## Collected material
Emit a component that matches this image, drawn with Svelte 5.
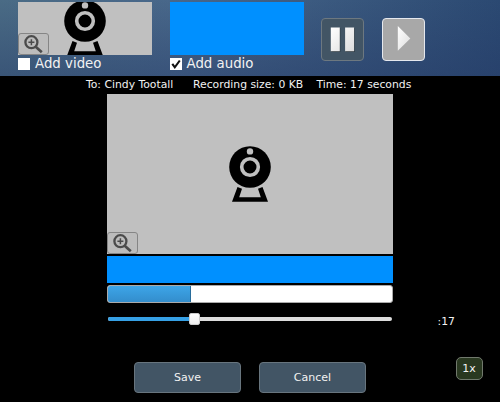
<script>
  let video = $state(false);
  let audio = $state(true);
  const progress = 29.3;
  const position = 30.5;
</script>

{#snippet webcam()}
  <svg class="webcam" width="44" height="58" viewBox="0 0 44 58">
    <circle cx="22" cy="22" r="20.8" />
    <circle cx="22" cy="22" r="8.3" fill="none" stroke="#c0c0c0" stroke-width="3.6" />
    <circle cx="22" cy="6.4" r="3.2" fill="#c0c0c0" />
    <path d="M9.5 42 L14 43.8 L11.2 52.2 H32.8 L30 43.8 L34.5 42 L40 56.7 H4 Z" />
  </svg>
{/snippet}

{#snippet zoom()}
  <button class="zoom" aria-label="Zoom in">
    <svg width="20" height="19" viewBox="0 0 20 19">
      <g fill="none" stroke="#4b4b4b">
        <circle cx="7.4" cy="7.2" r="6" stroke-width="2.3" />
        <path d="M11.7 11.7 L17.8 17.3" stroke-width="2.7" />
        <path d="M7.4 4.2 V10.2 M4.4 7.2 H10.4" stroke-width="1.5" />
      </g>
    </svg>
  </button>
{/snippet}

<div class="app">
  <header>
    <div class="source">
      <div class="preview gray">{@render webcam()}{@render zoom()}</div>
      <label><input type="checkbox" bind:checked={video} /><span class="box"></span><span>Add video</span></label>
    </div>
    <div class="source">
      <div class="preview blue"></div>
      <label>
        <input type="checkbox" bind:checked={audio} />
        <span class="box">
          {#if audio}
            <svg width="12" height="12" viewBox="0 0 12 12"><path d="M2.3 5.8 L4.8 9.3 L9.8 2.5" fill="none" stroke="#111" stroke-width="2.1" /></svg>
          {/if}
        </span>
        <span>Add audio</span>
      </label>
    </div>
    <div class="controls">
      <button class="media pause" aria-label="Pause">
        <svg width="42" height="42" viewBox="0 0 42 42">
          <defs><linearGradient id="shine" x1="0" y1="0" x2="1" y2="1"><stop offset="0" stop-color="#fff" /><stop offset="1" stop-color="#ddd" /></linearGradient></defs>
          <path d="M10.3 10 h9 v24 h-9z M24.6 10 h9 v24 h-9z" fill="#28333a" />
          <path d="M9.8 9.5 h9 v23.7 h-9z M24.1 9.5 h9 v23.7 h-9z" fill="url(#shine)" />
        </svg>
      </button>
      <button class="media play" aria-label="Play">
        <svg width="42" height="42" viewBox="0 0 42 42">
          <path d="M15.8 8 L28.3 20.4 L15.8 32.7 Z" fill="url(#shine)" />
        </svg>
      </button>
    </div>
  </header>

  <main>
    <div class="status">
      <span class="to">To: Cindy Tootall</span>
      <span class="size">Recording size: 0 KB</span>
      <span class="time">Time: 17 seconds</span>
    </div>
    <div class="screen">{@render webcam()}{@render zoom()}</div>
    <div class="wave"></div>
    <div class="progress"><div class="fill" style:width="{progress}%"></div></div>
    <div class="seek">
      <div class="track">
        <div class="played" style:width="{position}%"></div>
        <div class="thumb" style:left="{position}%"></div>
      </div>
      <span class="clock">:17</span>
    </div>
    <div class="actions">
      <button>Save</button>
      <button>Cancel</button>
      <button class="speed">1x</button>
    </div>
  </main>
</div>

<style>
  :global(body) { margin: 0; background: #000; }
  .app {
    width: 500px; height: 402px; overflow: hidden; background: #000; color: #f2f2f2;
    font-family: "DejaVu Sans", sans-serif; font-size: 11px;
  }
  * { box-sizing: border-box; }
  svg { display: block; flex: none; }
  button { margin: 0; padding: 0; font: inherit; color: inherit; }
  header {
    display: flex; height: 76px; padding: 2px 0 0 18px;
    background: linear-gradient(to bottom, rgba(35, 55, 100, 0) 0, rgba(35, 55, 100, .42) 100%), linear-gradient(to right, #4a6b85 0, #48678a 35%, #2b4972 100%);
  }
  .source { width: 134px; margin-right: 17.5px; }
  .preview { position: relative; display: flex; justify-content: center; height: 53px; overflow: hidden; }
  .gray { background: #c0c0c0; }
  .gray .webcam { margin-top: -3.3px; }
  .blue { background: #0090ff; }
  .zoom {
    position: absolute; left: 0; bottom: 0; width: 31px; height: 22px;
    display: flex; align-items: center; justify-content: center;
    border: 1px solid #858585; border-radius: 3px; background: #bcbcbc;
  }
  label {
    position: relative; display: flex; align-items: center; gap: 5px; height: 18px;
    font-size: 13.33px; line-height: 18px; white-space: nowrap;
  }
  input { position: absolute; opacity: 0; width: 12px; height: 12px; margin: 0; }
  .box { width: 12px; height: 12px; background: #fff; }
  .controls { display: flex; gap: 18px; padding-top: 16px; }
  .media { width: 43px; height: 43px; border-radius: 4px; display: flex; overflow: hidden; }
  .media svg { margin: -1px; }
  .pause { background: #425565; border: 1px solid #6d7880; }
  .play { background: #a8a8a8; border: 1px solid #e5e8ee; }
  .status {
    display: flex; height: 18px; padding-left: 86px;
    font-size: 10.8px; line-height: 18px; white-space: nowrap;
  }
  .to { width: 107px; }
  .size { width: 123.5px; }
  .screen {
    position: relative; display: flex; justify-content: center;
    width: 286px; height: 160px; margin-left: 107px; padding-top: 51px; background: #c0c0c0;
  }
  .wave { width: 286px; height: 27px; margin: 2px 0 0 107px; background: #0090ff; }
  .progress {
    width: 286px; height: 18px; margin: 2px 0 0 107px; overflow: hidden;
    background: #fff; border: 1px solid #aaa; border-radius: 3px;
  }
  .fill { height: 100%; background: linear-gradient(#3da5e8, #338dcc); border-right: 1px solid #286c9b; }
  .seek { display: flex; height: 59px; padding: 14px 0 0 108px; }
  .track { position: relative; width: 284px; height: 4px; background: #ddd; border-radius: 2px; }
  .played { height: 4px; background: #36a0e5; border-radius: 2px; }
  .thumb {
    position: absolute; top: -4px; width: 11px; height: 12px; margin-left: -6px;
    background: linear-gradient(#fff, #eee); border: 1px solid #ccc; border-radius: 2px;
  }
  .clock { margin: -2px 0 0 45.5px; line-height: 14px; font-size: 10.8px; }
  .actions { display: flex; padding-left: 134px; }
  .actions button {
    width: 107px; height: 31px; margin-right: 18px;
    background: #425565; border: 1px solid #68757e; border-radius: 4px;
  }
  .actions .speed { width: 27px; height: 23px; margin: -5px 0 0 71.5px; background: #293820; border-color: #71796d; border-radius: 5px; }
</style>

## The problem
Transcribe all of the material exactly, leaving out whatever pictures it contains.

## Worked answer
Emit a component that matches this image, drawn with Svelte 5.
<script>
  let video = $state(false);
  let audio = $state(true);
  const progress = 29.3;
  const position = 30.5;
</script>

{#snippet webcam()}
  <svg class="webcam" width="44" height="58" viewBox="0 0 44 58">
    <circle cx="22" cy="22" r="20.8" />
    <circle cx="22" cy="22" r="8.3" fill="none" stroke="#c0c0c0" stroke-width="3.6" />
    <circle cx="22" cy="6.4" r="3.2" fill="#c0c0c0" />
    <path d="M9.5 42 L14 43.8 L11.2 52.2 H32.8 L30 43.8 L34.5 42 L40 56.7 H4 Z" />
  </svg>
{/snippet}

{#snippet zoom()}
  <button class="zoom" aria-label="Zoom in">
    <svg width="20" height="19" viewBox="0 0 20 19">
      <g fill="none" stroke="#4b4b4b">
        <circle cx="7.4" cy="7.2" r="6" stroke-width="2.3" />
        <path d="M11.7 11.7 L17.8 17.3" stroke-width="2.7" />
        <path d="M7.4 4.2 V10.2 M4.4 7.2 H10.4" stroke-width="1.5" />
      </g>
    </svg>
  </button>
{/snippet}

<div class="app">
  <header>
    <div class="source">
      <div class="preview gray">{@render webcam()}{@render zoom()}</div>
      <label><input type="checkbox" bind:checked={video} /><span class="box"></span><span>Add video</span></label>
    </div>
    <div class="source">
      <div class="preview blue"></div>
      <label>
        <input type="checkbox" bind:checked={audio} />
        <span class="box">
          {#if audio}
            <svg width="12" height="12" viewBox="0 0 12 12"><path d="M2.3 5.8 L4.8 9.3 L9.8 2.5" fill="none" stroke="#111" stroke-width="2.1" /></svg>
          {/if}
        </span>
        <span>Add audio</span>
      </label>
    </div>
    <div class="controls">
      <button class="media pause" aria-label="Pause">
        <svg width="42" height="42" viewBox="0 0 42 42">
          <defs><linearGradient id="shine" x1="0" y1="0" x2="1" y2="1"><stop offset="0" stop-color="#fff" /><stop offset="1" stop-color="#ddd" /></linearGradient></defs>
          <path d="M10.3 10 h9 v24 h-9z M24.6 10 h9 v24 h-9z" fill="#28333a" />
          <path d="M9.8 9.5 h9 v23.7 h-9z M24.1 9.5 h9 v23.7 h-9z" fill="url(#shine)" />
        </svg>
      </button>
      <button class="media play" aria-label="Play">
        <svg width="42" height="42" viewBox="0 0 42 42">
          <path d="M15.8 8 L28.3 20.4 L15.8 32.7 Z" fill="url(#shine)" />
        </svg>
      </button>
    </div>
  </header>

  <main>
    <div class="status">
      <span class="to">To: Cindy Tootall</span>
      <span class="size">Recording size: 0 KB</span>
      <span class="time">Time: 17 seconds</span>
    </div>
    <div class="screen">{@render webcam()}{@render zoom()}</div>
    <div class="wave"></div>
    <div class="progress"><div class="fill" style:width="{progress}%"></div></div>
    <div class="seek">
      <div class="track">
        <div class="played" style:width="{position}%"></div>
        <div class="thumb" style:left="{position}%"></div>
      </div>
      <span class="clock">:17</span>
    </div>
    <div class="actions">
      <button>Save</button>
      <button>Cancel</button>
      <button class="speed">1x</button>
    </div>
  </main>
</div>

<style>
  :global(body) { margin: 0; background: #000; }
  .app {
    width: 500px; height: 402px; overflow: hidden; background: #000; color: #f2f2f2;
    font-family: "DejaVu Sans", sans-serif; font-size: 11px;
  }
  * { box-sizing: border-box; }
  svg { display: block; flex: none; }
  button { margin: 0; padding: 0; font: inherit; color: inherit; }
  header {
    display: flex; height: 76px; padding: 2px 0 0 18px;
    background: linear-gradient(to bottom, rgba(35, 55, 100, 0) 0, rgba(35, 55, 100, .42) 100%), linear-gradient(to right, #4a6b85 0, #48678a 35%, #2b4972 100%);
  }
  .source { width: 134px; margin-right: 17.5px; }
  .preview { position: relative; display: flex; justify-content: center; height: 53px; overflow: hidden; }
  .gray { background: #c0c0c0; }
  .gray .webcam { margin-top: -3.3px; }
  .blue { background: #0090ff; }
  .zoom {
    position: absolute; left: 0; bottom: 0; width: 31px; height: 22px;
    display: flex; align-items: center; justify-content: center;
    border: 1px solid #858585; border-radius: 3px; background: #bcbcbc;
  }
  label {
    position: relative; display: flex; align-items: center; gap: 5px; height: 18px;
    font-size: 13.33px; line-height: 18px; white-space: nowrap;
  }
  input { position: absolute; opacity: 0; width: 12px; height: 12px; margin: 0; }
  .box { width: 12px; height: 12px; background: #fff; }
  .controls { display: flex; gap: 18px; padding-top: 16px; }
  .media { width: 43px; height: 43px; border-radius: 4px; display: flex; overflow: hidden; }
  .media svg { margin: -1px; }
  .pause { background: #425565; border: 1px solid #6d7880; }
  .play { background: #a8a8a8; border: 1px solid #e5e8ee; }
  .status {
    display: flex; height: 18px; padding-left: 86px;
    font-size: 10.8px; line-height: 18px; white-space: nowrap;
  }
  .to { width: 107px; }
  .size { width: 123.5px; }
  .screen {
    position: relative; display: flex; justify-content: center;
    width: 286px; height: 160px; margin-left: 107px; padding-top: 51px; background: #c0c0c0;
  }
  .wave { width: 286px; height: 27px; margin: 2px 0 0 107px; background: #0090ff; }
  .progress {
    width: 286px; height: 18px; margin: 2px 0 0 107px; overflow: hidden;
    background: #fff; border: 1px solid #aaa; border-radius: 3px;
  }
  .fill { height: 100%; background: linear-gradient(#3da5e8, #338dcc); border-right: 1px solid #286c9b; }
  .seek { display: flex; height: 59px; padding: 14px 0 0 108px; }
  .track { position: relative; width: 284px; height: 4px; background: #ddd; border-radius: 2px; }
  .played { height: 4px; background: #36a0e5; border-radius: 2px; }
  .thumb {
    position: absolute; top: -4px; width: 11px; height: 12px; margin-left: -6px;
    background: linear-gradient(#fff, #eee); border: 1px solid #ccc; border-radius: 2px;
  }
  .clock { margin: -2px 0 0 45.5px; line-height: 14px; font-size: 10.8px; }
  .actions { display: flex; padding-left: 134px; }
  .actions button {
    width: 107px; height: 31px; margin-right: 18px;
    background: #425565; border: 1px solid #68757e; border-radius: 4px;
  }
  .actions .speed { width: 27px; height: 23px; margin: -5px 0 0 71.5px; background: #293820; border-color: #71796d; border-radius: 5px; }
</style>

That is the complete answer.